Diese Unterstützung wünsche ich mir:
Haushaltshilfe, Fahrdienst und eine Plantafel für zu Hause.
In der Kontakt- und Beratungsstelle werde ich Anfragen, ob sie Beratungsstellen kennen, die Fachkompetenz in der PTBS besitzen und Behördengänge begleiten. Danke Benita Wiese für die Anregung!
Weil ich da so einen Blick darauf habe, wie sonst nie und mir auch bisher nie so bewusst war, was alles so ausfällt, weil ich eher mit meinen Gefühlen beschäftigt war, ist mir heute aufgefallen, dass ich das morgendliche Zähneputzen ausfallen lassen habe, aber dafür Pflanzen umgetopft.
Ich dachte mir, da könnte man auf die Frage kommen, warum topfst du Pflanzen um, anstatt dir die Zähne zu putzen. Ich könnte nur darauf antworten, weil das eine ging und das andere nicht. Ich habe das gemacht was möglich war und war heilfroh, dass überhaupt etwas möglich war.
Die Symptome haben sich seit Betreuungsende verstärkt. Irgendwie logisch, mit dem Wissen, dass der Abschied die traumatischen Gefühle der Trennungserfahrung aus der Kindheit, an die Oberfläche holt und das vergangene Sterben nah am Jetzt liegt. Hatte das aus den Augen verloren.
Ich (es) weine (weint) immer wieder um Frau S. (Frau Helferin). Vermissen taucht regelmäßig auf.
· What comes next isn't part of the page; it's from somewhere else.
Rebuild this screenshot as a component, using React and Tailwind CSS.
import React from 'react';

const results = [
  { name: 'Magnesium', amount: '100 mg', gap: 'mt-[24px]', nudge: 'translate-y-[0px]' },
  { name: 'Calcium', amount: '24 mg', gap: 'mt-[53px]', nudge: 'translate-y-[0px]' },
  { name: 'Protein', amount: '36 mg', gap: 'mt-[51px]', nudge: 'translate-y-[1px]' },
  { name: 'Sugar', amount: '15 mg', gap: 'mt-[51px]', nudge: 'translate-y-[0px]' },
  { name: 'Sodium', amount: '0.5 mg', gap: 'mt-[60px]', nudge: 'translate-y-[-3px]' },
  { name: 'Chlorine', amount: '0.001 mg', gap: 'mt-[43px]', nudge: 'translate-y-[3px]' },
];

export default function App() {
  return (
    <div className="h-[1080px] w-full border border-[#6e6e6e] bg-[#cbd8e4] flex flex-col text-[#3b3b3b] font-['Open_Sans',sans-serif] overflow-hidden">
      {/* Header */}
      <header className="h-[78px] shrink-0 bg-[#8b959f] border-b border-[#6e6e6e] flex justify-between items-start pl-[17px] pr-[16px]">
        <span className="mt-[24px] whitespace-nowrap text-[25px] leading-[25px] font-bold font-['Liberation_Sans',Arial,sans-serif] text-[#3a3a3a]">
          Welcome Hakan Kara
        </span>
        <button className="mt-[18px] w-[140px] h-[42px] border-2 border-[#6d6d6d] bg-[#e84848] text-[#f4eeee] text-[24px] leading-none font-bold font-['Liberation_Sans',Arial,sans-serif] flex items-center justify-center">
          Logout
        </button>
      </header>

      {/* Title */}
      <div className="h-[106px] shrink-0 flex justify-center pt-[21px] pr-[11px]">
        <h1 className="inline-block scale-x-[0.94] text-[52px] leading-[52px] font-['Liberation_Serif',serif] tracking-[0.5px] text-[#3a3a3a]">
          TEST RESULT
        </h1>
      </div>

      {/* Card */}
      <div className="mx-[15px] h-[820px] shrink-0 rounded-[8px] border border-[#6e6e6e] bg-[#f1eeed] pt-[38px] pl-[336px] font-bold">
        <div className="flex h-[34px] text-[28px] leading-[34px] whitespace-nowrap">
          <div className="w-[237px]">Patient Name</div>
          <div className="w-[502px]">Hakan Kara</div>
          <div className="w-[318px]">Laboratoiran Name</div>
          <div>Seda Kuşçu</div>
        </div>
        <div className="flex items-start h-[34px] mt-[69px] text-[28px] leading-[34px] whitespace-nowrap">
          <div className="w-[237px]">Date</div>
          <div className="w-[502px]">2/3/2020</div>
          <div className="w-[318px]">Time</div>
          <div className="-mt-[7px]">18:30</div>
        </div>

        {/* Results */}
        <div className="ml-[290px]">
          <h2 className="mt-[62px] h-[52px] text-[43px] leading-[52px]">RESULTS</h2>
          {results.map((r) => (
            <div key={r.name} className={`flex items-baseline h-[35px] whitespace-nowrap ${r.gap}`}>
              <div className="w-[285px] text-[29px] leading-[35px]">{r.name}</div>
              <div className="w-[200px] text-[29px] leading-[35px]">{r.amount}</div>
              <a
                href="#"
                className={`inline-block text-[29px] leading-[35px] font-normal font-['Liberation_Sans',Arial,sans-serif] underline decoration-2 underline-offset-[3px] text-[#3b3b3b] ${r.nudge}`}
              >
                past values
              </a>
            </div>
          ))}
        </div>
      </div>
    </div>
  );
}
Auch Wut. Sie sollte da sein. Habe heute Nacht das erste Mal mit ihrem kleinen Eisbären geschlafen. Mit einem Kuscheltier zu schlafen… hab ich das überhaupt einmal getan? Sie saßen in meiner Kindheit immer eher am Rand.
Ich habe gestern auch das erste Mal ihr Foto rausgeholt. War mir nicht klar, ob ich das aushalte. Ich halte es aus. Macht die Erfahrungen, die gemeinsame Zeit wieder greifbarer. Auch die Stärke die sie mir vermittelte, ihr Glauben an mich und Vertrauen in mich.
Das Foto habe ich heute auch mal angeschnauzt – warum sie nicht da ist. Bestimmt gut für die Verarbeitung. 🙂
Ich stemme ziemlich große Sachen. Das darf ich mir bewusst machen. Es ist völlig okay, da so viel zu Leiden.
Mir ist bewusst geworden, ich war noch nie alleine. Da war immer einer, durch den ich meinen Wert und meinen Rücken gestärkt habe. Vor der Zeit der professionellen Begleitung waren es Partnerschaften oder auch das Wohnen in einer WG.
Das ist völlig neu, was gerade ist! Neu und unerprobt. Es darf mir schlecht gehen, ich darf mich orientierungslos fühlen, ich darf verzweifelt und wütend sein. Das ist völlig normal mit meinem ausgeprägtem Sicherheits- und Kontrollbedürfnis und den Erfahrungen, die ich als Kind gesammelt habe.